In the 19th century French novel Le tour du monde en quatre-vingts jours, or as you and I know it, Around The World In Eighty Days, Phileas Fogg a wealthy English eccentric wagers half his fortune that he can not only circumnavigate the globe, but that he can do it all in eighty days. Now during the height of the British Empire, this would have been rather impressive, capturing the imagination of the masses, as the reality of international travel shifted from fiction to reality.
Unfortunately by modern standards this grand voyage would most likely take around 24 hours and would include a drunken businessman and a distraught crying child. Luckily for us our taste for travel no longer requires, well, travel, as Panda Mami offers food from around the world, with no booking required.
Panda Mami is logistically just right, being positioned perfectly between the excitement of Micklegate and the hustle of the city centre. It is also a restaurant dedicated to setting the record straight, that less is definitely not more. And with a platoon of chefs creating over 150 dishes from across the globe everyday through lunch to dinner, they are hardly sitting idle.
It’s a simple concept, get a plate and fill it, so when in Rome, or Calcutta, or Tokyo, you get the picture. The plus one and myself got to prowling the produce, like the earlier traders of the silk road we negotiated dishes from Japan to North America, via India and the Mediterranean. We started with Uramaki, bite size seaweed wraps rolled in sticky rice, deep with rich umami flavours and drizzled in soy sauce, this was followed by a salad of wakame; a subtlely sweet seaweed, cucumber, carrot and more wasabi all in a bold citrus dressing.
Recovering from the wasabi wallop I’d dealt myself we moved on toward China. Our plates piled high with moreish chow mien that coated the inside of your mouth, spicy Sichuan green beans bringing a dangerous deliciousness to the humble runner and of course char sui, which is surely the food of the gods, mouth watering slices of Cantonese barbeque pork soaked in a thick molasses-esque marinade, which left us floating between ecstasy and a diabetic coma.
Moving westward on our culinary tour we hit the Indian subcontinent and Asian fusion, where a vibrant chickpea slow cooked. Curries alive with hot and sour spices mingled with fragrant lemon grass, coconut and chilli hot pots. Slowing in our pursuit to devour the world we pushed on, eating freshly cooked lamb skewers griddled before our eyes but alas with this morsel we had reached our personal peak, with comparison of what was left to try including roast beef, Yorkshires and gravy our summit was a humble hill.
Panda Mami is currently in a transitional stage trying to figure out where it fits into York’s exciting food evolution, it is playing the field and trying ideas.
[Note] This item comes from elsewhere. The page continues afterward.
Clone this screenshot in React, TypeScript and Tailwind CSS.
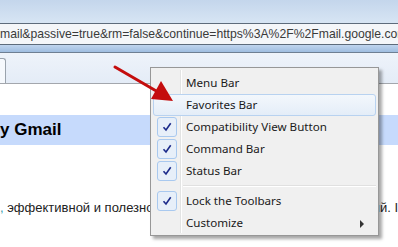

What it is however, is alive with activity, a living and breathing restaurant. It incorporates the transient need to feed, to try, to sample, to indulge; it champions the simple joy of eating in mass on mass. It’s for everybody, it covers all tastes and palates and from what I saw it had a clientele nearly as international as its menu. Students, travellers, expats and locals alike come and take refuge in hunt for a taste of home, wherever that might be. But that’s hardly a surprise, comfort food is a global concept, it’s medicinal.
Yes, we will never have the excitement of going to somewhere totally foreign but just because the world is getting smaller, doesn’t mean there is less to discover, it just means you don’t have to travel as far for a taste of the exotic.